— Exercise prompt —
Return each line containing "this".

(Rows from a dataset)
□ □ □ □

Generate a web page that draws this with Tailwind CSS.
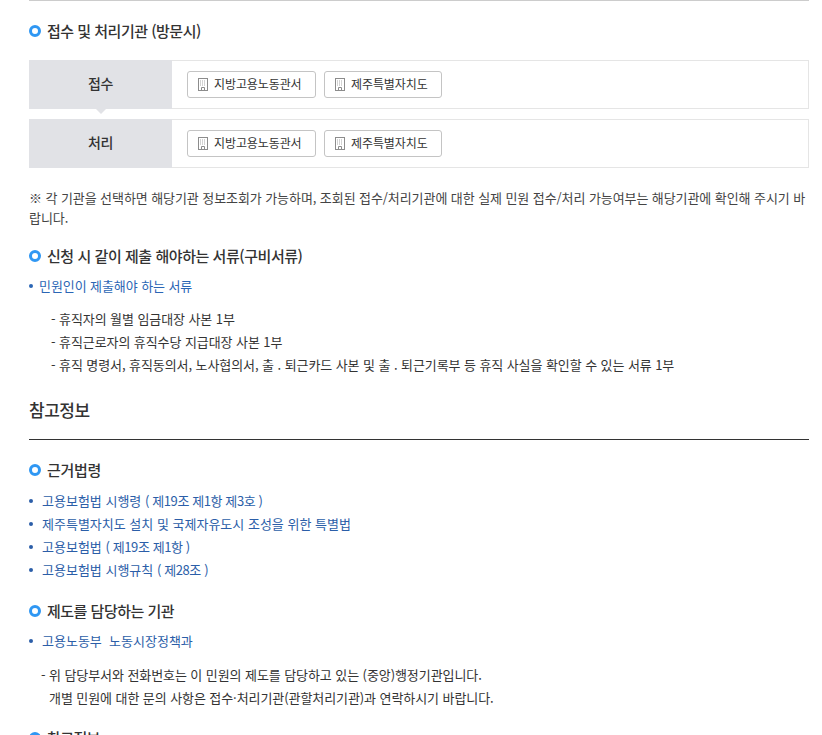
<!DOCTYPE html>
<html lang="ko">
<head>
<meta charset="utf-8">
<script src="https://cdn.jsdelivr.net/npm/@tailwindcss/browser@4"></script>
</head>
<body class="bg-white overflow-hidden font-['Noto_Sans_CJK_KR','Noto_Sans',sans-serif] text-[#333]">
<div class="w-[822px] h-[735px] overflow-hidden pl-[29px] pr-[13px]">
  <div class="h-px bg-[#cccccc]"></div>

  <h4 class="mt-[20px] h-[20px] flex items-center gap-[6px] text-[15px] leading-[20px] font-medium tracking-[-0.5px] text-[#333]">
    <span class="w-[12px] h-[12px] rounded-full border-[3px] border-[#2f97f3] shrink-0"></span>접수 및 처리기관 (방문시)
  </h4>

  <div class="mt-[19px] flex h-[49px] border border-[#e5e5e5] relative">
    <div class="w-[143px] -my-px -ml-px pb-[2px] bg-[#e1e2e6] flex items-center justify-center text-[14px] font-medium tracking-[-0.5px] text-[#333] shrink-0">접수</div>
    <div class="flex gap-[8px] pl-[15px] pt-[10px]">
      <a class="h-[27px] w-[129px] border border-[#c4c4c4] rounded-[3px] flex items-center pl-[10px] gap-[6px] pb-px text-[12px] tracking-[-0.1px] text-[#333]"><svg class="shrink-0 mt-px" width="10" height="13" viewBox="0 0 10 13" fill="none"><rect x=".5" y=".5" width="9" height="12" stroke="#8c8c8c"/><path d="M3.5 12.5V9.5h3v3" stroke="#8c8c8c"/><path d="M2 3h6M2 5h6M2 7h6" stroke="#a8a8a8" stroke-dasharray="1 1"/></svg>지방고용노동관서</a>
      <a class="h-[27px] w-[118px] border border-[#c4c4c4] rounded-[3px] flex items-center pl-[10px] gap-[6px] pb-px text-[12px] tracking-[-0.1px] text-[#333]"><svg class="shrink-0 mt-px" width="10" height="13" viewBox="0 0 10 13" fill="none"><rect x=".5" y=".5" width="9" height="12" stroke="#8c8c8c"/><path d="M3.5 12.5V9.5h3v3" stroke="#8c8c8c"/><path d="M2 3h6M2 5h6M2 7h6" stroke="#a8a8a8" stroke-dasharray="1 1"/></svg>제주특별자치도</a>
    </div>
    <span class="absolute left-[65px] top-[47px] w-0 h-0 border-x-[6px] border-x-transparent border-t-[6px] border-t-[#e1e2e6]"></span>
  </div>

  <div class="mt-[10px] flex h-[49px] border border-[#e5e5e5]">
    <div class="w-[143px] -my-px -ml-px pb-[2px] bg-[#e1e2e6] flex items-center justify-center text-[14px] font-medium tracking-[-0.5px] text-[#333] shrink-0">처리</div>
    <div class="flex gap-[8px] pl-[15px] pt-[10px]">
      <a class="h-[27px] w-[129px] border border-[#c4c4c4] rounded-[3px] flex items-center pl-[10px] gap-[6px] pb-px text-[12px] tracking-[-0.1px] text-[#333]"><svg class="shrink-0 mt-px" width="10" height="13" viewBox="0 0 10 13" fill="none"><rect x=".5" y=".5" width="9" height="12" stroke="#8c8c8c"/><path d="M3.5 12.5V9.5h3v3" stroke="#8c8c8c"/><path d="M2 3h6M2 5h6M2 7h6" stroke="#a8a8a8" stroke-dasharray="1 1"/></svg>지방고용노동관서</a>
      <a class="h-[27px] w-[118px] border border-[#c4c4c4] rounded-[3px] flex items-center pl-[10px] gap-[6px] pb-px text-[12px] tracking-[-0.1px] text-[#333]"><svg class="shrink-0 mt-px" width="10" height="13" viewBox="0 0 10 13" fill="none"><rect x=".5" y=".5" width="9" height="12" stroke="#8c8c8c"/><path d="M3.5 12.5V9.5h3v3" stroke="#8c8c8c"/><path d="M2 3h6M2 5h6M2 7h6" stroke="#a8a8a8" stroke-dasharray="1 1"/></svg>제주특별자치도</a>
    </div>
  </div>

  <p class="mt-[20px] text-[13px] leading-[20px] tracking-[-0.08px] text-[#444]">※ 각 기관을 선택하면 해당기관 정보조회가 가능하며, 조회된 접수/처리기관에 대한 실제 민원 접수/처리 가능여부는 해당기관에 확인해 주시기 바랍니다.</p>

  <h4 class="mt-[18px] h-[20px] flex items-center gap-[6px] text-[15px] leading-[20px] font-medium tracking-[-0.45px] text-[#333]">
    <span class="w-[12px] h-[12px] rounded-full border-[3px] border-[#2f97f3] shrink-0"></span>신청 시 같이 제출 해야하는 서류(구비서류)
  </h4>

  <div class="mt-[10px] h-[20px] flex items-center text-[13px] leading-[20px] tracking-[-0.08px] text-[#2b66b5]">
    <span class="w-[4px] h-[4px] rounded-full bg-[#2b66b5] mr-[6px]"></span>민원인이 제출해야 하는 서류
  </div>

  <ul class="mt-[11px] ml-[22px] text-[13px] leading-[23px] tracking-[-0.08px] text-[#333]">
    <li>- 휴직자의 월별 임금대장 사본 1부</li>
    <li>- 휴직근로자의 휴직수당 지급대장 사본 1부</li>
    <li>- 휴직 명령서, 휴직동의서, 노사협의서, 출 . 퇴근카드 사본 및 출 . 퇴근기록부 등 휴직 사실을 확인할 수 있는 서류 1부</li>
  </ul>

  <h3 class="mt-[22px] h-[24px] text-[17px] leading-[24px] font-medium tracking-[-0.5px] text-[#333]">참고정보</h3>
  <div class="mt-[17px] h-px bg-[#333]"></div>

  <h4 class="mt-[20px] h-[20px] flex items-center gap-[6px] text-[15px] leading-[20px] font-medium tracking-[-0.3px] text-[#333]">
    <span class="w-[12px] h-[12px] rounded-full border-[3px] border-[#2f97f3] shrink-0"></span>근거법령
  </h4>

  <ul class="mt-[9px] text-[13px] leading-[23px] text-[#2b5ea8]">
    <li class="flex items-center whitespace-pre"><span class="w-[4px] h-[4px] rounded-full bg-[#2b5ea8] mr-[9px]"></span>고용보험법 시행령 <span class="tracking-[-0.4px]">( 제19조 제1항 제3호 )</span></li>
    <li class="flex items-center"><span class="w-[4px] h-[4px] rounded-full bg-[#2b5ea8] mr-[9px]"></span>제주특별자치도 설치 및 국제자유도시 조성을 위한 특별법</li>
    <li class="flex items-center whitespace-pre"><span class="w-[4px] h-[4px] rounded-full bg-[#2b5ea8] mr-[9px]"></span>고용보험법 <span class="tracking-[-0.4px]">( 제19조 제1항 )</span></li>
    <li class="flex items-center whitespace-pre"><span class="w-[4px] h-[4px] rounded-full bg-[#2b5ea8] mr-[9px]"></span>고용보험법 시행규칙 <span class="tracking-[-0.4px]">( 제28조 )</span></li>
  </ul>

  <h4 class="mt-[20px] h-[20px] flex items-center gap-[6px] text-[15px] leading-[20px] font-medium tracking-[-0.5px] text-[#333]">
    <span class="w-[12px] h-[12px] rounded-full border-[3px] border-[#2f97f3] shrink-0"></span>제도를 담당하는 기관
  </h4>

  <div class="mt-[10px] h-[20px] flex items-center text-[13px] leading-[20px] text-[#2b5ea8]">
    <span class="w-[4px] h-[4px] rounded-full bg-[#2b5ea8] mr-[9px]"></span><span class="whitespace-pre">고용노동부  노동시장정책과</span>
  </div>

  <div class="mt-[12px] ml-[12px] text-[13px] leading-[23px] tracking-[-0.08px] text-[#333]">
    <p>- 위 담당부서와 전화번호는 이 민원의 제도를 담당하고 있는 (중앙)행정기관입니다.</p>
    <p class="pl-[8px]">개별 민원에 대한 문의 사항은 접수·처리기관(관할처리기관)과 연락하시기 바랍니다.</p>
  </div>

  <h4 class="mt-[19px] h-[20px] flex items-center gap-[6px] text-[15px] leading-[20px] font-medium tracking-[-0.6px] text-[#333]">
    <span class="w-[12px] h-[12px] rounded-full border-[3px] border-[#2f97f3] shrink-0"></span>참고정보
  </h4>
</div>
</body>
</html>
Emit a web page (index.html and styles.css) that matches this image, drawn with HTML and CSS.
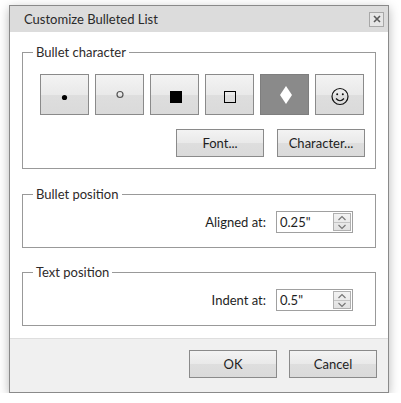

□ □ □ □

— Reply —
Generate a web page that draws this with Tailwind CSS.
Emit a web page (index.html and styles.css) that matches this image, drawn with HTML and CSS.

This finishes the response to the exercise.